> _DATASET EXTRACT_:
_ _ _
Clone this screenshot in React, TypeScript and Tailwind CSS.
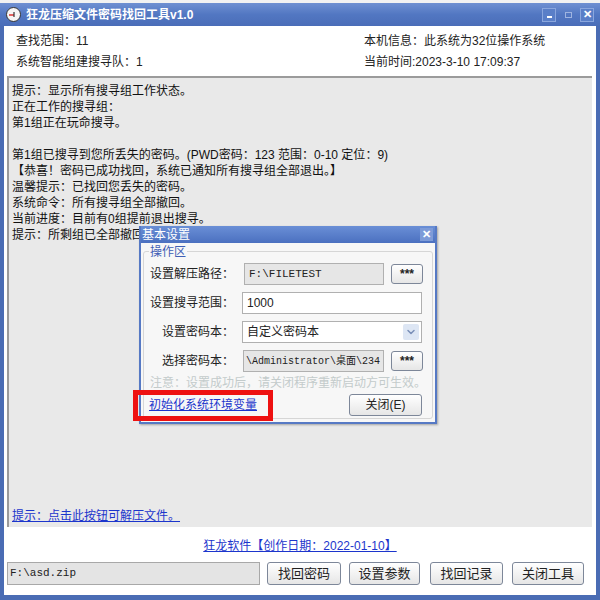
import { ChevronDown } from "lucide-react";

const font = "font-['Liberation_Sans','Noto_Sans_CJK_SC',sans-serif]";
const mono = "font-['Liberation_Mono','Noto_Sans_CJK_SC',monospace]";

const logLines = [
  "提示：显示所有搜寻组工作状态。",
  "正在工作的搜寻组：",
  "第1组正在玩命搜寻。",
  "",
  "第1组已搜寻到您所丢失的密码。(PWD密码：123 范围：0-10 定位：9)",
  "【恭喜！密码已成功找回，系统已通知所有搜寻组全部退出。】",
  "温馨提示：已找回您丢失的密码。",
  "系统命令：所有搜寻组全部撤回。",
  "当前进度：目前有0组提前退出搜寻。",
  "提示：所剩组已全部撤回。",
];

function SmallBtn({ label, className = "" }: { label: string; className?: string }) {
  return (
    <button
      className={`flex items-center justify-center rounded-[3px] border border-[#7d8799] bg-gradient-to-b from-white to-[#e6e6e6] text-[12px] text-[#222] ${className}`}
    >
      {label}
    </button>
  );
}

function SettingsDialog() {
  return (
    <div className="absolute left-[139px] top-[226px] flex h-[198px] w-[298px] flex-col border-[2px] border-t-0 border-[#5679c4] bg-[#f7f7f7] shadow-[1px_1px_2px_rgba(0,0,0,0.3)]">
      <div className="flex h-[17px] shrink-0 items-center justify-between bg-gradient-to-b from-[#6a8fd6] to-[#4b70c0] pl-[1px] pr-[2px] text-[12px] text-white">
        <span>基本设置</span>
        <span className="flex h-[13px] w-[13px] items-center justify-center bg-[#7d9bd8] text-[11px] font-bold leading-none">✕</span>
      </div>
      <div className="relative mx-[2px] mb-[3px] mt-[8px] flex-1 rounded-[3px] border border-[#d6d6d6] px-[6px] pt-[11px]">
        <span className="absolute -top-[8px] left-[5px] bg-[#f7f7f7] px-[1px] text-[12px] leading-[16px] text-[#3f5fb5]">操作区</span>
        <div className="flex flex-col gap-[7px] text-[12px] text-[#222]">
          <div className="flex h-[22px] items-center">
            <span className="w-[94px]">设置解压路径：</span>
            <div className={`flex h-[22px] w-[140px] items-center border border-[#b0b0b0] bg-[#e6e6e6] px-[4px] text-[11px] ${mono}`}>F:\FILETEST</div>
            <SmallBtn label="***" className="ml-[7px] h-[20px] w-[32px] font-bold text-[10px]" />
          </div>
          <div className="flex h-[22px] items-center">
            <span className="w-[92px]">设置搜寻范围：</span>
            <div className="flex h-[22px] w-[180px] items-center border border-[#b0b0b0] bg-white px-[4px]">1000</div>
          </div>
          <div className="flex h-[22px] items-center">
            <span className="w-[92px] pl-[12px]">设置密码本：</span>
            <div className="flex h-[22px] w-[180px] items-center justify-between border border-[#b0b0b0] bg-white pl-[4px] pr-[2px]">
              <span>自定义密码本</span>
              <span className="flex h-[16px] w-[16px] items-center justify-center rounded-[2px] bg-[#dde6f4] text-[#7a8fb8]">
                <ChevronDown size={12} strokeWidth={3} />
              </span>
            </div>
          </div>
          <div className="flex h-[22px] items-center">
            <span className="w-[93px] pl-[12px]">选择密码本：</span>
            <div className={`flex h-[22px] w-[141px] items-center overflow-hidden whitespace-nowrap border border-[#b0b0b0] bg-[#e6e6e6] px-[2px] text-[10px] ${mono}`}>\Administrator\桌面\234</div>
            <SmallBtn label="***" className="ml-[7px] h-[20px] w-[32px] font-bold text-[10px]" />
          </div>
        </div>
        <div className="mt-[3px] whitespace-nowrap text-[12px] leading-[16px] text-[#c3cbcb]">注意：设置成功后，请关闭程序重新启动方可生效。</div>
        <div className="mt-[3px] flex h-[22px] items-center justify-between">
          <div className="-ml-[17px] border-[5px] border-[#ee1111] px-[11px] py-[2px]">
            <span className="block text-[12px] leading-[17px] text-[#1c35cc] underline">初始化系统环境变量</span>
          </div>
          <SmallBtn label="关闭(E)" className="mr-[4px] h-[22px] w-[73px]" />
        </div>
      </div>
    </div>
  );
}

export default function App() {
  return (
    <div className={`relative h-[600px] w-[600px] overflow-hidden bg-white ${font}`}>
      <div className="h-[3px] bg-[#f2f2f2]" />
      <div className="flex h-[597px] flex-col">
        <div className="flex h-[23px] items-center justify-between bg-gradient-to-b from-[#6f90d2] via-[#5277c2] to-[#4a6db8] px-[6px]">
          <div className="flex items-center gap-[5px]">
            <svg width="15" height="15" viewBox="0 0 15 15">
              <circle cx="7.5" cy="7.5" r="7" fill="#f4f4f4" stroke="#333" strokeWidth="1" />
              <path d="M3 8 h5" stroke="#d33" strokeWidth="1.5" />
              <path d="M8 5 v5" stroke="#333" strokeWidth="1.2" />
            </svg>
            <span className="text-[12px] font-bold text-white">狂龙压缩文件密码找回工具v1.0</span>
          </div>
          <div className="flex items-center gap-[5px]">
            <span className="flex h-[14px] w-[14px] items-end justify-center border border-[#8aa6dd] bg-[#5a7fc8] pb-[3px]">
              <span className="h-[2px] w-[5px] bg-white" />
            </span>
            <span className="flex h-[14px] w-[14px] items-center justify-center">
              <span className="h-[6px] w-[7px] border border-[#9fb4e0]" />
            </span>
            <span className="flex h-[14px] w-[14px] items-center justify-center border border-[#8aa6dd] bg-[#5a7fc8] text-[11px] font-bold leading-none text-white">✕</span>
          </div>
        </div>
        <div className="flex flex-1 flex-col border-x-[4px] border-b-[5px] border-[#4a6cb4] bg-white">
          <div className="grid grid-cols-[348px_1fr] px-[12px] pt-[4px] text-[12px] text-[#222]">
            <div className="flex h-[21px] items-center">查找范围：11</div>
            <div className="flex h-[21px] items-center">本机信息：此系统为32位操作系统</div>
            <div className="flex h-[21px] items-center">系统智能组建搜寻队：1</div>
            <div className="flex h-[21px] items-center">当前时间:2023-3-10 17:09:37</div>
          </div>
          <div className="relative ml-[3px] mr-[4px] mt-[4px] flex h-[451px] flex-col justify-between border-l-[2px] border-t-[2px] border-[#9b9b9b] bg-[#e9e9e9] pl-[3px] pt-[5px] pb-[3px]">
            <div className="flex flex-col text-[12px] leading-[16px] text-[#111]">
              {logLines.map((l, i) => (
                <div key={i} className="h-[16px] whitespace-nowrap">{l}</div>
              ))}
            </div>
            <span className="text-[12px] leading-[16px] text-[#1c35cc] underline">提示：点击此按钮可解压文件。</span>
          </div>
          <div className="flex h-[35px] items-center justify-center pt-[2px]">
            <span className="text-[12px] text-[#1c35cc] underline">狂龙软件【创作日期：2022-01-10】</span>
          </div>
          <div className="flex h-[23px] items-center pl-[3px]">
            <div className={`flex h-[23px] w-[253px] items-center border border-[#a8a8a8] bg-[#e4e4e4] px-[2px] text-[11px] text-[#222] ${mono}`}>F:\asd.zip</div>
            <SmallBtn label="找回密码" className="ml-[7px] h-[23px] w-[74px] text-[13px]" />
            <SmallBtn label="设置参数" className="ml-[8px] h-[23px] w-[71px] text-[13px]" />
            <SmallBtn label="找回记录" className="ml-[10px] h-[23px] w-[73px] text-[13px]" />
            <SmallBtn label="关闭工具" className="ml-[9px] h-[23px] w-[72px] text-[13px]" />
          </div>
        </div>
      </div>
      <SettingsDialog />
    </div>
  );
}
_ _ _
> _WHAT TO WORK ON_: Copy out the whole listing exactly, and don't carry over any pictures.

> _EXERCISE RESPONSE_:
Clone this screenshot in React, TypeScript and Tailwind CSS.
import { ChevronDown } from "lucide-react";

const font = "font-['Liberation_Sans','Noto_Sans_CJK_SC',sans-serif]";
const mono = "font-['Liberation_Mono','Noto_Sans_CJK_SC',monospace]";

const logLines = [
  "提示：显示所有搜寻组工作状态。",
  "正在工作的搜寻组：",
  "第1组正在玩命搜寻。",
  "",
  "第1组已搜寻到您所丢失的密码。(PWD密码：123 范围：0-10 定位：9)",
  "【恭喜！密码已成功找回，系统已通知所有搜寻组全部退出。】",
  "温馨提示：已找回您丢失的密码。",
  "系统命令：所有搜寻组全部撤回。",
  "当前进度：目前有0组提前退出搜寻。",
  "提示：所剩组已全部撤回。",
];

function SmallBtn({ label, className = "" }: { label: string; className?: string }) {
  return (
    <button
      className={`flex items-center justify-center rounded-[3px] border border-[#7d8799] bg-gradient-to-b from-white to-[#e6e6e6] text-[12px] text-[#222] ${className}`}
    >
      {label}
    </button>
  );
}

function SettingsDialog() {
  return (
    <div className="absolute left-[139px] top-[226px] flex h-[198px] w-[298px] flex-col border-[2px] border-t-0 border-[#5679c4] bg-[#f7f7f7] shadow-[1px_1px_2px_rgba(0,0,0,0.3)]">
      <div className="flex h-[17px] shrink-0 items-center justify-between bg-gradient-to-b from-[#6a8fd6] to-[#4b70c0] pl-[1px] pr-[2px] text-[12px] text-white">
        <span>基本设置</span>
        <span className="flex h-[13px] w-[13px] items-center justify-center bg-[#7d9bd8] text-[11px] font-bold leading-none">✕</span>
      </div>
      <div className="relative mx-[2px] mb-[3px] mt-[8px] flex-1 rounded-[3px] border border-[#d6d6d6] px-[6px] pt-[11px]">
        <span className="absolute -top-[8px] left-[5px] bg-[#f7f7f7] px-[1px] text-[12px] leading-[16px] text-[#3f5fb5]">操作区</span>
        <div className="flex flex-col gap-[7px] text-[12px] text-[#222]">
          <div className="flex h-[22px] items-center">
            <span className="w-[94px]">设置解压路径：</span>
            <div className={`flex h-[22px] w-[140px] items-center border border-[#b0b0b0] bg-[#e6e6e6] px-[4px] text-[11px] ${mono}`}>F:\FILETEST</div>
            <SmallBtn label="***" className="ml-[7px] h-[20px] w-[32px] font-bold text-[10px]" />
          </div>
          <div className="flex h-[22px] items-center">
            <span className="w-[92px]">设置搜寻范围：</span>
            <div className="flex h-[22px] w-[180px] items-center border border-[#b0b0b0] bg-white px-[4px]">1000</div>
          </div>
          <div className="flex h-[22px] items-center">
            <span className="w-[92px] pl-[12px]">设置密码本：</span>
            <div className="flex h-[22px] w-[180px] items-center justify-between border border-[#b0b0b0] bg-white pl-[4px] pr-[2px]">
              <span>自定义密码本</span>
              <span className="flex h-[16px] w-[16px] items-center justify-center rounded-[2px] bg-[#dde6f4] text-[#7a8fb8]">
                <ChevronDown size={12} strokeWidth={3} />
              </span>
            </div>
          </div>
          <div className="flex h-[22px] items-center">
            <span className="w-[93px] pl-[12px]">选择密码本：</span>
            <div className={`flex h-[22px] w-[141px] items-center overflow-hidden whitespace-nowrap border border-[#b0b0b0] bg-[#e6e6e6] px-[2px] text-[10px] ${mono}`}>\Administrator\桌面\234</div>
            <SmallBtn label="***" className="ml-[7px] h-[20px] w-[32px] font-bold text-[10px]" />
          </div>
        </div>
        <div className="mt-[3px] whitespace-nowrap text-[12px] leading-[16px] text-[#c3cbcb]">注意：设置成功后，请关闭程序重新启动方可生效。</div>
        <div className="mt-[3px] flex h-[22px] items-center justify-between">
          <div className="-ml-[17px] border-[5px] border-[#ee1111] px-[11px] py-[2px]">
            <span className="block text-[12px] leading-[17px] text-[#1c35cc] underline">初始化系统环境变量</span>
          </div>
          <SmallBtn label="关闭(E)" className="mr-[4px] h-[22px] w-[73px]" />
        </div>
      </div>
    </div>
  );
}

export default function App() {
  return (
    <div className={`relative h-[600px] w-[600px] overflow-hidden bg-white ${font}`}>
      <div className="h-[3px] bg-[#f2f2f2]" />
      <div className="flex h-[597px] flex-col">
        <div className="flex h-[23px] items-center justify-between bg-gradient-to-b from-[#6f90d2] via-[#5277c2] to-[#4a6db8] px-[6px]">
          <div className="flex items-center gap-[5px]">
            <svg width="15" height="15" viewBox="0 0 15 15">
              <circle cx="7.5" cy="7.5" r="7" fill="#f4f4f4" stroke="#333" strokeWidth="1" />
              <path d="M3 8 h5" stroke="#d33" strokeWidth="1.5" />
              <path d="M8 5 v5" stroke="#333" strokeWidth="1.2" />
            </svg>
            <span className="text-[12px] font-bold text-white">狂龙压缩文件密码找回工具v1.0</span>
          </div>
          <div className="flex items-center gap-[5px]">
            <span className="flex h-[14px] w-[14px] items-end justify-center border border-[#8aa6dd] bg-[#5a7fc8] pb-[3px]">
              <span className="h-[2px] w-[5px] bg-white" />
            </span>
            <span className="flex h-[14px] w-[14px] items-center justify-center">
              <span className="h-[6px] w-[7px] border border-[#9fb4e0]" />
            </span>
            <span className="flex h-[14px] w-[14px] items-center justify-center border border-[#8aa6dd] bg-[#5a7fc8] text-[11px] font-bold leading-none text-white">✕</span>
          </div>
        </div>
        <div className="flex flex-1 flex-col border-x-[4px] border-b-[5px] border-[#4a6cb4] bg-white">
          <div className="grid grid-cols-[348px_1fr] px-[12px] pt-[4px] text-[12px] text-[#222]">
            <div className="flex h-[21px] items-center">查找范围：11</div>
            <div className="flex h-[21px] items-center">本机信息：此系统为32位操作系统</div>
            <div className="flex h-[21px] items-center">系统智能组建搜寻队：1</div>
            <div className="flex h-[21px] items-center">当前时间:2023-3-10 17:09:37</div>
          </div>
          <div className="relative ml-[3px] mr-[4px] mt-[4px] flex h-[451px] flex-col justify-between border-l-[2px] border-t-[2px] border-[#9b9b9b] bg-[#e9e9e9] pl-[3px] pt-[5px] pb-[3px]">
            <div className="flex flex-col text-[12px] leading-[16px] text-[#111]">
              {logLines.map((l, i) => (
                <div key={i} className="h-[16px] whitespace-nowrap">{l}</div>
              ))}
            </div>
            <span className="text-[12px] leading-[16px] text-[#1c35cc] underline">提示：点击此按钮可解压文件。</span>
          </div>
          <div className="flex h-[35px] items-center justify-center pt-[2px]">
            <span className="text-[12px] text-[#1c35cc] underline">狂龙软件【创作日期：2022-01-10】</span>
          </div>
          <div className="flex h-[23px] items-center pl-[3px]">
            <div className={`flex h-[23px] w-[253px] items-center border border-[#a8a8a8] bg-[#e4e4e4] px-[2px] text-[11px] text-[#222] ${mono}`}>F:\asd.zip</div>
            <SmallBtn label="找回密码" className="ml-[7px] h-[23px] w-[74px] text-[13px]" />
            <SmallBtn label="设置参数" className="ml-[8px] h-[23px] w-[71px] text-[13px]" />
            <SmallBtn label="找回记录" className="ml-[10px] h-[23px] w-[73px] text-[13px]" />
            <SmallBtn label="关闭工具" className="ml-[9px] h-[23px] w-[72px] text-[13px]" />
          </div>
        </div>
      </div>
      <SettingsDialog />
    </div>
  );
}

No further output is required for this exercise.